**WHAT NEEDS TO BE DONE**
Find each line holding "components" and copy it out.
- - - - -
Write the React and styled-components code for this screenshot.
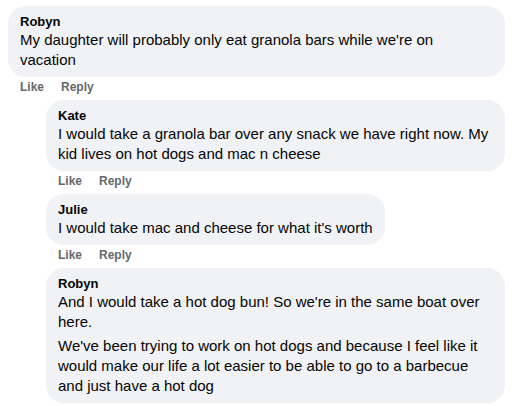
import styled, { createGlobalStyle } from "styled-components";

const GlobalStyle = createGlobalStyle`
  html, body {
    margin: 0;
    padding: 0;
    background: #ffffff;
  }
  body {
    font-family: "Liberation Sans", Arial, sans-serif;
    color: #050505;
    -webkit-font-smoothing: antialiased;
  }
`;

// wrapRight: extra room on the right so lines break where the screenshot does
const comments = [
  {
    name: "Robyn",
    wrapRight: 40,
    body: ["My daughter will probably only eat granola bars while we're on vacation"],
  },
  {
    name: "Kate",
    reply: true,
    body: [
      "I would take a granola bar over any snack we have right now. My kid lives on hot dogs and mac n cheese",
    ],
  },
  {
    name: "Julie",
    reply: true,
    body: ["I would take mac and cheese for what it's worth"],
  },
  {
    name: "Robyn",
    reply: true,
    last: true,
    body: [
      "And I would take a hot dog bun! So we're in the same boat over here.",
      "We've been trying to work on hot dogs and because I feel like it would make our life a lot easier to be able to go to a barbecue and just have a hot dog",
    ],
  },
];

export default function App() {
  return (
    <>
      <GlobalStyle />
      <Thread>
        {comments.map((c, i) => (
          <Comment key={i} $reply={c.reply}>
            <Bubble $wrapRight={c.wrapRight}>
              <Author>{c.name}</Author>
              {c.body.map((p, j) => (
                <Paragraph key={j}>{p}</Paragraph>
              ))}
            </Bubble>
            {!c.last && (
              <Actions>
                <Action>Like</Action>
                <Action>Reply</Action>
              </Actions>
            )}
          </Comment>
        ))}
      </Thread>
    </>
  );
}

const Thread = styled.div`
  display: flex;
  flex-direction: column;
  gap: 5px;
  padding: 6px 7px 0 8px;
  width: 512px;
  height: 406px;
  box-sizing: border-box;
  overflow: hidden;
`;

const Comment = styled.div`
  display: flex;
  flex-direction: column;
  align-items: flex-start;
  margin-left: ${(p) => (p.$reply ? "38px" : "0")};
`;

const Bubble = styled.div`
  background: #f0f2f5;
  border-radius: 18px;
  padding: 8px ${(p) => p.$wrapRight || 12}px 7px 12px;
  box-sizing: border-box;
  max-width: 100%;
  width: ${(p) => (p.$wrapRight ? "100%" : "auto")};
`;

const Author = styled.div`
  font-size: 13px;
  line-height: 16px;
  font-weight: 700;
  color: #050505;
`;

const Paragraph = styled.p`
  margin: 0;
  font-size: 15px;
  line-height: 20px;
  color: #050505;

  & + & {
    margin-top: 4px;
  }
`;

const Actions = styled.div`
  display: flex;
  gap: 17px;
  padding: 2px 0 0 12px;
`;

const Action = styled.span`
  font-size: 12px;
  line-height: 16px;
  font-weight: 700;
  color: #65676b;
`;
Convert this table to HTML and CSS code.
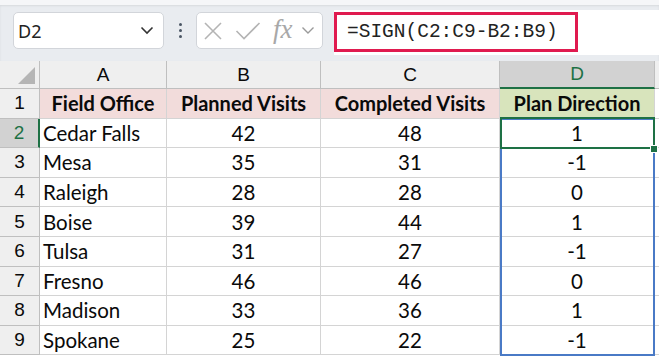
FILE: index.html
```html
<!DOCTYPE html>
<html>
<head>
<meta charset="utf-8">
<link rel="stylesheet" href="styles.css">
</head>
<body>
<div class="app">
  <div class="toolbar">
    <div class="namebox">
      <span class="name">D2</span>
      <svg class="chev" width="14" height="9" viewBox="0 0 14 9"><path d="M1.5 1.5 L7 7 L12.5 1.5" fill="none" stroke="#333" stroke-width="1.6"/></svg>
    </div>
    <div class="dots"><i></i><i></i><i></i></div>
    <div class="fxbox">
      <svg width="20" height="20" viewBox="0 0 20 20"><path d="M2 2 L18 18 M18 2 L2 18" stroke="#b4b4b4" stroke-width="1.6" fill="none"/></svg>
      <svg width="26" height="20" viewBox="0 0 26 20"><path d="M1.5 10 L9 17.5 L24.5 2" stroke="#b4b4b4" stroke-width="1.6" fill="none"/></svg>
      <span class="fx">fx</span>
      <svg class="fxchev" width="14" height="9" viewBox="0 0 14 9"><path d="M1.5 1.5 L7 7 L12.5 1.5" fill="none" stroke="#9a9a9a" stroke-width="1.4"/></svg>
    </div>
    <div class="formula">
      <div class="ftext">=SIGN(C2:C9-B2:B9)</div>
    </div>
  </div>
  <div class="sheet">
    <div class="corner"><span class="tri"></span></div>
    <div class="ch">A</div>
    <div class="ch">B</div>
    <div class="ch">C</div>
    <div class="ch sel">D</div>
    <div class="ch end"></div>

    <div class="rh">1</div>
    <div class="c hd pink">Field Office</div>
    <div class="c hd pink">Planned Visits</div>
    <div class="c hd pink">Completed Visits</div>
    <div class="c hd green">Plan Direction</div>
    <div class="c end"></div>

    <div class="rh sel">2</div>
    <div class="c l">Cedar Falls</div><div class="c">42</div><div class="c">48</div><div class="c">1</div><div class="c end"></div>
    <div class="rh">3</div>
    <div class="c l">Mesa</div><div class="c">35</div><div class="c">31</div><div class="c">-1</div><div class="c end"></div>
    <div class="rh">4</div>
    <div class="c l">Raleigh</div><div class="c">28</div><div class="c">28</div><div class="c">0</div><div class="c end"></div>
    <div class="rh">5</div>
    <div class="c l">Boise</div><div class="c">39</div><div class="c">44</div><div class="c">1</div><div class="c end"></div>
    <div class="rh">6</div>
    <div class="c l">Tulsa</div><div class="c">31</div><div class="c">27</div><div class="c">-1</div><div class="c end"></div>
    <div class="rh">7</div>
    <div class="c l">Fresno</div><div class="c">46</div><div class="c">46</div><div class="c">0</div><div class="c end"></div>
    <div class="rh">8</div>
    <div class="c l">Madison</div><div class="c">33</div><div class="c">36</div><div class="c">1</div><div class="c end"></div>
    <div class="rh">9</div>
    <div class="c l">Spokane</div><div class="c">25</div><div class="c">22</div><div class="c">-1</div><div class="c end"></div>

    <div class="spill"></div>
    <div class="active"></div>
    <span class="handle"></span>
  </div>
</div>
</body>
</html>
```

FILE: styles.css
```css
* { box-sizing: border-box; }
html, body { margin: 0; padding: 0; background: #fff; }
.app { width: 659px; height: 358px; overflow: hidden; }

.toolbar {
  height: 61px;
  background: #e9ecf0;
  display: flex;
  align-items: flex-start;
  padding-left: 13px;
  border-top: 5px solid #f5f6f8;
  box-shadow: inset 0 1px 2px rgba(0,0,0,0.08);
  padding-top: 7px;
}
.namebox {
  width: 151px; height: 37px;
  background: #fff;
  border: 1px solid #d2d5da;
  border-radius: 5px;
  display: flex; align-items: center; justify-content: space-between;
  padding: 0 9px 0 4px;
  font-family: "Noto Sans", sans-serif;
  font-size: 18px; color: #222;
}
.dots { width: 32px; height: 37px; display: flex; flex-direction: column; align-items: center; justify-content: center; gap: 3px; }
.dots i { width: 3px; height: 3px; border-radius: 50%; background: #4a5563; display: block; }
.fxbox {
  width: 127px; height: 37px;
  background: #fff;
  border: 1px solid #d2d5da;
  border-radius: 5px;
  display: flex; align-items: center;
  padding-left: 6px;
  gap: 12px;
}
.fx { font-family: "Liberation Serif", serif; font-style: italic; font-size: 27px; color: #a8a8a8; margin-top: -3px; letter-spacing: 0px; }
.fxbox .fxchev { margin-left: -4px; }
.formula {
  margin-left: 11px;
  flex: 1;
  height: 45px;
  margin-top: -2px;
  background: #fff;
  padding-top: 2px;
}
.ftext {
  width: 244px; height: 40px;
  border: 3px solid #e01a4f;
  font-family: "Liberation Mono", monospace;
  font-size: 19.5px;
  color: #222;
  padding-left: 10px;
  line-height: 34px;
}

.sheet {
  position: relative;
  display: grid;
  grid-template-columns: 40px 127px 154px 179px 155px 1fr;
  grid-template-rows: 28px repeat(9, 29.6px);
  font-family: "Lato", sans-serif;
  font-size: 20.5px;
  color: #0a0a0a;
}
.corner { background: #efefef; border-right: 1px solid #bfbfbf; border-bottom: 1px solid #bfbfbf; position: relative; }
.tri { position: absolute; right: 4px; bottom: 4px; width: 0; height: 0; border-left: 17px solid transparent; border-bottom: 17px solid #b5b5b5; }
.ch { background: #efefef; border-right: 1px solid #bfbfbf; border-bottom: 1px solid #bfbfbf; display: flex; align-items: center; justify-content: center; font-family: "Liberation Sans", sans-serif; font-size: 19px; }
.ch.sel { background: #d2d2d2; color: #1e7145; border-bottom: 2px solid #1e7145; }
.ch.end { border-right: none; }
.rh { background: #efefef; border-right: 1px solid #bfbfbf; border-bottom: 1px solid #bfbfbf; display: flex; align-items: center; justify-content: center; font-family: "Liberation Sans", sans-serif; font-size: 19px; }
.rh.sel { background: #d2d2d2; color: #1e7145; border-right: 2px solid #1e7145; }
.c { border-right: 1px solid #d4d4d4; border-bottom: 1px solid #d4d4d4; display: flex; align-items: center; justify-content: center; white-space: nowrap; overflow: hidden; }
.c.l { justify-content: flex-start; padding-left: 3px; }
.c.end { border-right: none; }
.hd { font-weight: 700; font-size: 20px; }
.pink { background: #f2dcdb; }
.green { background: #d8e4bc; }

.spill { position: absolute; left: 500px; top: 57px; width: 155px; height: 238px; border: 2px solid #4a7ac6; }
.active { position: absolute; left: 500px; top: 56px; width: 155px; height: 32px; border: 2px solid #1e7145; }
.handle { position: absolute; left: 650px; top: 84px; width: 8px; height: 8px; background: #1e7145; border: 1px solid #fff; }
```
- - - - -
**SOLVED PROBLEM**
Write the React and styled-components code for this screenshot.
import styled, { createGlobalStyle } from "styled-components";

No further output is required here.